*** DATASET RECORDS ***

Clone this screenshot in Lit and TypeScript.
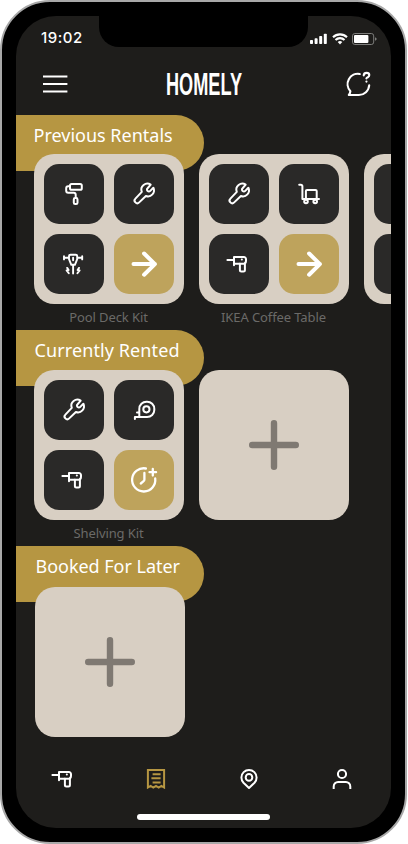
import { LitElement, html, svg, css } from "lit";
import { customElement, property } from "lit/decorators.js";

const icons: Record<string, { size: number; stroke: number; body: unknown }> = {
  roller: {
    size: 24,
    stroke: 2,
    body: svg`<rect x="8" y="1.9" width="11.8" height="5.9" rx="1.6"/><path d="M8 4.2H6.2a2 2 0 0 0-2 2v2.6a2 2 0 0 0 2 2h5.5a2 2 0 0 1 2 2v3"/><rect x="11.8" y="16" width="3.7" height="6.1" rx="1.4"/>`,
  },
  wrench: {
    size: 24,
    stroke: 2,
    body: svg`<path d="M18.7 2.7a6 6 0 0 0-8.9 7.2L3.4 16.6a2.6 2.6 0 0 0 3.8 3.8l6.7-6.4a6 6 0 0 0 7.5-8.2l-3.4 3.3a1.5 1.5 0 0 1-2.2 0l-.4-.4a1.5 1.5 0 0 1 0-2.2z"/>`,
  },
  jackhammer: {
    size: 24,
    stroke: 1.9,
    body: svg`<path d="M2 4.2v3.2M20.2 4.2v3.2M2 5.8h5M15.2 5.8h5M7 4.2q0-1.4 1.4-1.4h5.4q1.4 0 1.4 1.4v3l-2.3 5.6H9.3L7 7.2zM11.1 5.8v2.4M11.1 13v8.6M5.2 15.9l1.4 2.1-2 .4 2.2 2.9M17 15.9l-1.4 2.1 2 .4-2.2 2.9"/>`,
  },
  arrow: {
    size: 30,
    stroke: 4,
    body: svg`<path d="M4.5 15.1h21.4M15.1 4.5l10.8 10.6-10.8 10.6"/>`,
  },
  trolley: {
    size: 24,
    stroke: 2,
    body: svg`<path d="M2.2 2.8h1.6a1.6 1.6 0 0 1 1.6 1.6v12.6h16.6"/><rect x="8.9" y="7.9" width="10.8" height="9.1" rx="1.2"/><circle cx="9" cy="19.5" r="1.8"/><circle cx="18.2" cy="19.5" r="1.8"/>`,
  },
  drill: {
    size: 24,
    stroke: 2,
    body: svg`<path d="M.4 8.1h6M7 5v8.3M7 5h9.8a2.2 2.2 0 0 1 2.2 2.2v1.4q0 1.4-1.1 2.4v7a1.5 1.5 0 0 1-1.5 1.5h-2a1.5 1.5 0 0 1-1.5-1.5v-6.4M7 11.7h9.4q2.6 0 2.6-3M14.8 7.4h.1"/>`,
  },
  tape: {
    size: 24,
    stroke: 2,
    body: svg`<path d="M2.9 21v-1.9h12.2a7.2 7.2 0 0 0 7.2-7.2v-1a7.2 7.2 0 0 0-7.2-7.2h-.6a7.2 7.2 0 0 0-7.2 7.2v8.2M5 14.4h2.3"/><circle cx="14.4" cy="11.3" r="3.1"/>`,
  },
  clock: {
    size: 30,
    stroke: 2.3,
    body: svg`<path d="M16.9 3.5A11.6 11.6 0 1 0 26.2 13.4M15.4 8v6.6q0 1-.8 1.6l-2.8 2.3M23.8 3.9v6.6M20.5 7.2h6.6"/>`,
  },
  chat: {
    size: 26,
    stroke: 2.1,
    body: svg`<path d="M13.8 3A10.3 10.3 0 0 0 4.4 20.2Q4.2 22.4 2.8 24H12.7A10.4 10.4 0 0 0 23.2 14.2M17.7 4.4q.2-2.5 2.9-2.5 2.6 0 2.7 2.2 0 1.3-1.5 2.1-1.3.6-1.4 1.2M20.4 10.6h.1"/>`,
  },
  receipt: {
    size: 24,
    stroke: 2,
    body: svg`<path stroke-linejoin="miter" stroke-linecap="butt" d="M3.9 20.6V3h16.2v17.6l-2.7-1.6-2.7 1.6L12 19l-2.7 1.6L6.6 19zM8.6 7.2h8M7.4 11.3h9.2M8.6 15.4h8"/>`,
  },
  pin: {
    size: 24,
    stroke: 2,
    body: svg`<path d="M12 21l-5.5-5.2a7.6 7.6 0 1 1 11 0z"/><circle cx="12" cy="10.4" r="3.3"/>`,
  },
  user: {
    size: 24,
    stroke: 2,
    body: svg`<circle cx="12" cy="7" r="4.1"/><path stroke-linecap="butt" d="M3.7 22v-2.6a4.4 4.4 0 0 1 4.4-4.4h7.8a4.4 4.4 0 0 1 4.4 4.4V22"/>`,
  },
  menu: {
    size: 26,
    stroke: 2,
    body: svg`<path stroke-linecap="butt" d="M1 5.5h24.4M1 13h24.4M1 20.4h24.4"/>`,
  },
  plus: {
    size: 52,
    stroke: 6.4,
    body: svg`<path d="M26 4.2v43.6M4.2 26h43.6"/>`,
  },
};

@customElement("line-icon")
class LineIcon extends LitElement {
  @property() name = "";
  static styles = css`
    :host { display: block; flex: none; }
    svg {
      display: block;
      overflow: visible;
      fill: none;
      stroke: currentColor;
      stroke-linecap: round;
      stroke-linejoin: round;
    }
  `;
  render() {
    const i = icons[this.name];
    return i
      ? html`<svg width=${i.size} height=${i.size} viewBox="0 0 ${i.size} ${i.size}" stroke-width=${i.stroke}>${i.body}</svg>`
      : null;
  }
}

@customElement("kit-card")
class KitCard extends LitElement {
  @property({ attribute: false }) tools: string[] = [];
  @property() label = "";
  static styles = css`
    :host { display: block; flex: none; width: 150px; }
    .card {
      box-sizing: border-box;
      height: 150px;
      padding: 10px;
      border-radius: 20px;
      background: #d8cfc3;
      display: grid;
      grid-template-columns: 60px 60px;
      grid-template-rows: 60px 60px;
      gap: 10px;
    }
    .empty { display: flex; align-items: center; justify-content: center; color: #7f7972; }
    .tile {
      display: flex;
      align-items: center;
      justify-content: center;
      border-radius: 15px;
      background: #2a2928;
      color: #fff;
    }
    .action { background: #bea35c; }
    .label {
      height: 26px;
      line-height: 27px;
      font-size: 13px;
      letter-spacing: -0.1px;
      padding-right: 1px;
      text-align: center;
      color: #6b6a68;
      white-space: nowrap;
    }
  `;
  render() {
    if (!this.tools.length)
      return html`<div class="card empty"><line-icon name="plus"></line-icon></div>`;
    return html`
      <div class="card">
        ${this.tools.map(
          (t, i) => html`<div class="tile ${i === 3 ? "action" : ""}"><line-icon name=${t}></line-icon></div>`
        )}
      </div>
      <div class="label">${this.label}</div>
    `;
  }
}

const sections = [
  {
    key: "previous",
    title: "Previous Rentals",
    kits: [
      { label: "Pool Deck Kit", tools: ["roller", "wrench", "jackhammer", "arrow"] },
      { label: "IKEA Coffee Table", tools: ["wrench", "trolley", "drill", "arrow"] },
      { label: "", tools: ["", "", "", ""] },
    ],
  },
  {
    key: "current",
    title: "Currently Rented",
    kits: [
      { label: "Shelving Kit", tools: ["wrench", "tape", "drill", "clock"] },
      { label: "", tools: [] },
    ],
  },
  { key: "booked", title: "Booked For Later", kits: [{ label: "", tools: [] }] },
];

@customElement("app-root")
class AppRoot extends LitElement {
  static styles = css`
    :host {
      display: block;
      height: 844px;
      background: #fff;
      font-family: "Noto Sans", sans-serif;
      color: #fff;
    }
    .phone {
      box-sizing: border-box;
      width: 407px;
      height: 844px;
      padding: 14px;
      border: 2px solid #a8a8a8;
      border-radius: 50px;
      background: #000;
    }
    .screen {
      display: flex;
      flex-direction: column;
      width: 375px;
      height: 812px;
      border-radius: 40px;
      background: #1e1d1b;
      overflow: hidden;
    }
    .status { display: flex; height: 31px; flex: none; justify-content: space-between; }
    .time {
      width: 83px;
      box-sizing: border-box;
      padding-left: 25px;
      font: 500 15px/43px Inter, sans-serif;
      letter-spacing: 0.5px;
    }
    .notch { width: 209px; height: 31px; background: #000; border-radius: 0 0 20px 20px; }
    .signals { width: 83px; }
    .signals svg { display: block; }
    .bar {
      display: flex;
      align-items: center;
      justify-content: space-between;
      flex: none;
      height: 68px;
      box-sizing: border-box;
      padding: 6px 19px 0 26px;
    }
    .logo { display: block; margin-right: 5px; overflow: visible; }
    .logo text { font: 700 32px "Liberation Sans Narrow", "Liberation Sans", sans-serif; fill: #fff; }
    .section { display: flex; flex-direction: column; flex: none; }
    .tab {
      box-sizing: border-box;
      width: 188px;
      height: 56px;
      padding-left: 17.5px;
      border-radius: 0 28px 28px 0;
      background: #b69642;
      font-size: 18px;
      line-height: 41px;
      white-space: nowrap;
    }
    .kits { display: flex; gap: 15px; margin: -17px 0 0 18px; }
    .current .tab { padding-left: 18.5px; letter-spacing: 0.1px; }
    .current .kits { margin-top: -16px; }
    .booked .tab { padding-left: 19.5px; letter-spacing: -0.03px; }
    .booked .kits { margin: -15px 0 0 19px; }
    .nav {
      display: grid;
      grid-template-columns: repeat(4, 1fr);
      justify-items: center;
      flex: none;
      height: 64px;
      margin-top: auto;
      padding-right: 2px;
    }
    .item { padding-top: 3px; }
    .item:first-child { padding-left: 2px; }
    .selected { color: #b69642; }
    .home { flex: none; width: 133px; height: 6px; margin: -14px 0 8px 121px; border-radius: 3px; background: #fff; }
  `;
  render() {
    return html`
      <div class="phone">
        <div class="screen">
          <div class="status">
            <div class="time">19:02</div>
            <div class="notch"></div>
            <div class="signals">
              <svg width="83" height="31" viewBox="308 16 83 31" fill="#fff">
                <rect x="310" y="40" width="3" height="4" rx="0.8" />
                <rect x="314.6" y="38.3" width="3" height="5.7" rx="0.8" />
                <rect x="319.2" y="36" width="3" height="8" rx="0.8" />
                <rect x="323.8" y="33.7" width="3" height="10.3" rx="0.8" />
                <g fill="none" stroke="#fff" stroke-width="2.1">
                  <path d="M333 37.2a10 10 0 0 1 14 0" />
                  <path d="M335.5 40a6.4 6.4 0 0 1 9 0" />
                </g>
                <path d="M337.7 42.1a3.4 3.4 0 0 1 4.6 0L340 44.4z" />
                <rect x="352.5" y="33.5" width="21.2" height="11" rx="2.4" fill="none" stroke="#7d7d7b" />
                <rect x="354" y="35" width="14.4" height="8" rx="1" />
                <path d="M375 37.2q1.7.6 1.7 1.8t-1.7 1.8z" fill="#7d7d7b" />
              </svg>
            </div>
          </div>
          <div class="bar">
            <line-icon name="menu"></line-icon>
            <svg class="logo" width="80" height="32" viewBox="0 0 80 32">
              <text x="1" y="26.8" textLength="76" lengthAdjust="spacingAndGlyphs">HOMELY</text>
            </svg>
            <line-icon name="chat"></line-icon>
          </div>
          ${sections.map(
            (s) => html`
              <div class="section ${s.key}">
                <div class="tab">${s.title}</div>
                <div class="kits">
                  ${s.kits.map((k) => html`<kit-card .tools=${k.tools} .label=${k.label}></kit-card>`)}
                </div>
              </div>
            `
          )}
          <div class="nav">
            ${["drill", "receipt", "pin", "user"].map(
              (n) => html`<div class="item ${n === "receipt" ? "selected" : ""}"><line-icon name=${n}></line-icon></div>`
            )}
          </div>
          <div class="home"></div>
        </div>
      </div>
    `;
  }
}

***
*** DATASET RECORDS ***

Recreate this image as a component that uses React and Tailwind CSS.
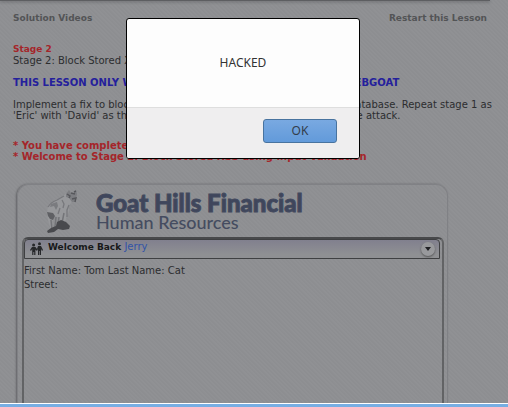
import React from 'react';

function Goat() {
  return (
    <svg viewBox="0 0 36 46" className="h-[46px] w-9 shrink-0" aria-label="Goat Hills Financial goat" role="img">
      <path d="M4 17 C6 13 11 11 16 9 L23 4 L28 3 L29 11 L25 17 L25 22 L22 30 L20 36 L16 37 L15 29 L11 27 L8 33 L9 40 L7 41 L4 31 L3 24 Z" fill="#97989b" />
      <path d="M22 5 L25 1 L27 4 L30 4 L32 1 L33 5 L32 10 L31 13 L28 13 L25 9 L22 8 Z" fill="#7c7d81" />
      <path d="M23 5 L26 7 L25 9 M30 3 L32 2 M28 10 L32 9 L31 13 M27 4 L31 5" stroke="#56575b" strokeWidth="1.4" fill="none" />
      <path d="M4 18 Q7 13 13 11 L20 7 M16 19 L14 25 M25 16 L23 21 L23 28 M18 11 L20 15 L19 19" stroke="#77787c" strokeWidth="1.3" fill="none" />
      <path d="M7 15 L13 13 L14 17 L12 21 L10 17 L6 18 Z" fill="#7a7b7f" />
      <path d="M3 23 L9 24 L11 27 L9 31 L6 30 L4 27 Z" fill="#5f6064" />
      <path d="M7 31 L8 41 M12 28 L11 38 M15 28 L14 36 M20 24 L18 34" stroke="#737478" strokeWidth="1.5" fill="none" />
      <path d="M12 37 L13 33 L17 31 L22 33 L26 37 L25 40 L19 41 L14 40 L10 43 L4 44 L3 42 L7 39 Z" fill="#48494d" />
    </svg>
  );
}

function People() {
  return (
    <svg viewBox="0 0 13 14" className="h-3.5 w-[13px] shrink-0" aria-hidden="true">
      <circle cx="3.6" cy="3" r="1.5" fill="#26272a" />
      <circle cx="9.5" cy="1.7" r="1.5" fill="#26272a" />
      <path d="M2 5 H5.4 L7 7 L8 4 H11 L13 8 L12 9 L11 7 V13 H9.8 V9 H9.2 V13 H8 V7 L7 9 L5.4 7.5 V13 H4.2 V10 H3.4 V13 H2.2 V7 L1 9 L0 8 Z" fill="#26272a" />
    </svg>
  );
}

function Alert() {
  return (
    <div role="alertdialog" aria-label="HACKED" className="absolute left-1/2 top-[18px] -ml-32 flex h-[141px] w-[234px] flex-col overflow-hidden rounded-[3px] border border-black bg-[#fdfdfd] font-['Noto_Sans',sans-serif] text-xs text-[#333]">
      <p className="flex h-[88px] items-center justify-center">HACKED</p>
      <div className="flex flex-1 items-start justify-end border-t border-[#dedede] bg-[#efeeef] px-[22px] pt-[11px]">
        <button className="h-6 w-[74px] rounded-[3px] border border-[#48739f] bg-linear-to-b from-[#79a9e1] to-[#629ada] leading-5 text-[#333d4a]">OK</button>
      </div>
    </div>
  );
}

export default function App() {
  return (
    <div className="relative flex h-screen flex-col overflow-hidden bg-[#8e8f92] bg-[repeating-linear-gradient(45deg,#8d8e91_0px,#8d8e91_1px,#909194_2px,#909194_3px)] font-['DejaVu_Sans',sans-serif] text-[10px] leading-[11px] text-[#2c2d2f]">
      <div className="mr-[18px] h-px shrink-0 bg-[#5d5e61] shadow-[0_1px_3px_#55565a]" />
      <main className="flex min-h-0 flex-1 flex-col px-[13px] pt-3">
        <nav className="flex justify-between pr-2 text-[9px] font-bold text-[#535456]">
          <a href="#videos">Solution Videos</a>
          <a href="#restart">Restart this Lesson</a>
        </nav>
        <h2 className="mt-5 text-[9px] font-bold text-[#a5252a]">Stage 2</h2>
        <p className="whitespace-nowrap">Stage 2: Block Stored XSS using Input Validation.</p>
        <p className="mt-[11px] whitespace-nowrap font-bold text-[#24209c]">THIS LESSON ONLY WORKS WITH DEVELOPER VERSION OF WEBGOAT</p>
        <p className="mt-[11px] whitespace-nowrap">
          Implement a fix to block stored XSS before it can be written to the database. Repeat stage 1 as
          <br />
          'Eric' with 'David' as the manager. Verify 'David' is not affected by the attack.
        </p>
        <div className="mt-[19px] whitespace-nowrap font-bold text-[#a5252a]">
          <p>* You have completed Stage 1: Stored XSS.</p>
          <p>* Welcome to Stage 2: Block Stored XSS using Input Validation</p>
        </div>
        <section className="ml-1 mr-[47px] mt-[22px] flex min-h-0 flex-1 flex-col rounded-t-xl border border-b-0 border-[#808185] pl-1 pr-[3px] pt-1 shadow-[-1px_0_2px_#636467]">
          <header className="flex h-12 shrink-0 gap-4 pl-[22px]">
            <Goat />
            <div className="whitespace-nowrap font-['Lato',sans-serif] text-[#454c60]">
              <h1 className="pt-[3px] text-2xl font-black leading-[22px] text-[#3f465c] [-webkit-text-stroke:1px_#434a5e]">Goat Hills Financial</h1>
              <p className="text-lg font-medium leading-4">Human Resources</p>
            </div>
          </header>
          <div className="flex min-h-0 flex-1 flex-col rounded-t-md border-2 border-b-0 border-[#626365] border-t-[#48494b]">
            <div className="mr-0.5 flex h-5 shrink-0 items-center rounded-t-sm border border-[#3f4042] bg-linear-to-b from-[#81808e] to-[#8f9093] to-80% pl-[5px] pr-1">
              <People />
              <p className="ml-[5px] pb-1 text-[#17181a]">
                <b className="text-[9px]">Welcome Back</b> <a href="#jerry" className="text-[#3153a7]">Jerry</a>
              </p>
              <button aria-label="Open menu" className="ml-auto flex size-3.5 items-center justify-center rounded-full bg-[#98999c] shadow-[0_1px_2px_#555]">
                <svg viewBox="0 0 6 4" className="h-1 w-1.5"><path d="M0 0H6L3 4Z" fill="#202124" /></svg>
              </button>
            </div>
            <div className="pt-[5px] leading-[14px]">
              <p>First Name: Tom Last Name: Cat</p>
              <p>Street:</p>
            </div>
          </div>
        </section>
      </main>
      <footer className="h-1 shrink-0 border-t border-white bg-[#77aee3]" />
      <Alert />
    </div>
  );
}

***
*** DATASET RECORDS ***

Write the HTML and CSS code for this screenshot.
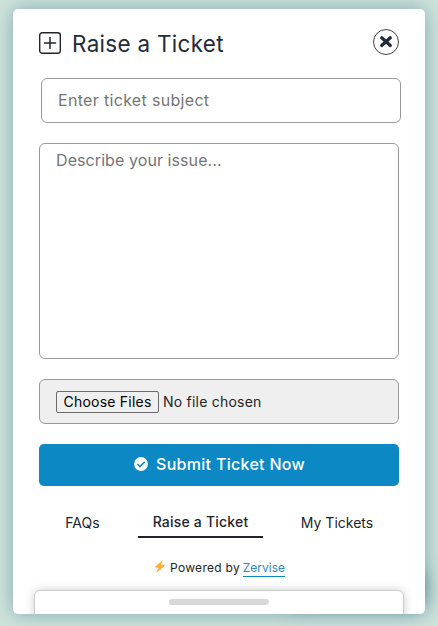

***

§ **TASK DESCRIPTION**
Pictures excluded, retype exactly the lines running from the one with "Recreate this image" through the one with "import React from 'react';". Include both end lines and nothing more.

§ **RESPONSE**
Recreate this image as a component that uses React and Tailwind CSS.
import React from 'react';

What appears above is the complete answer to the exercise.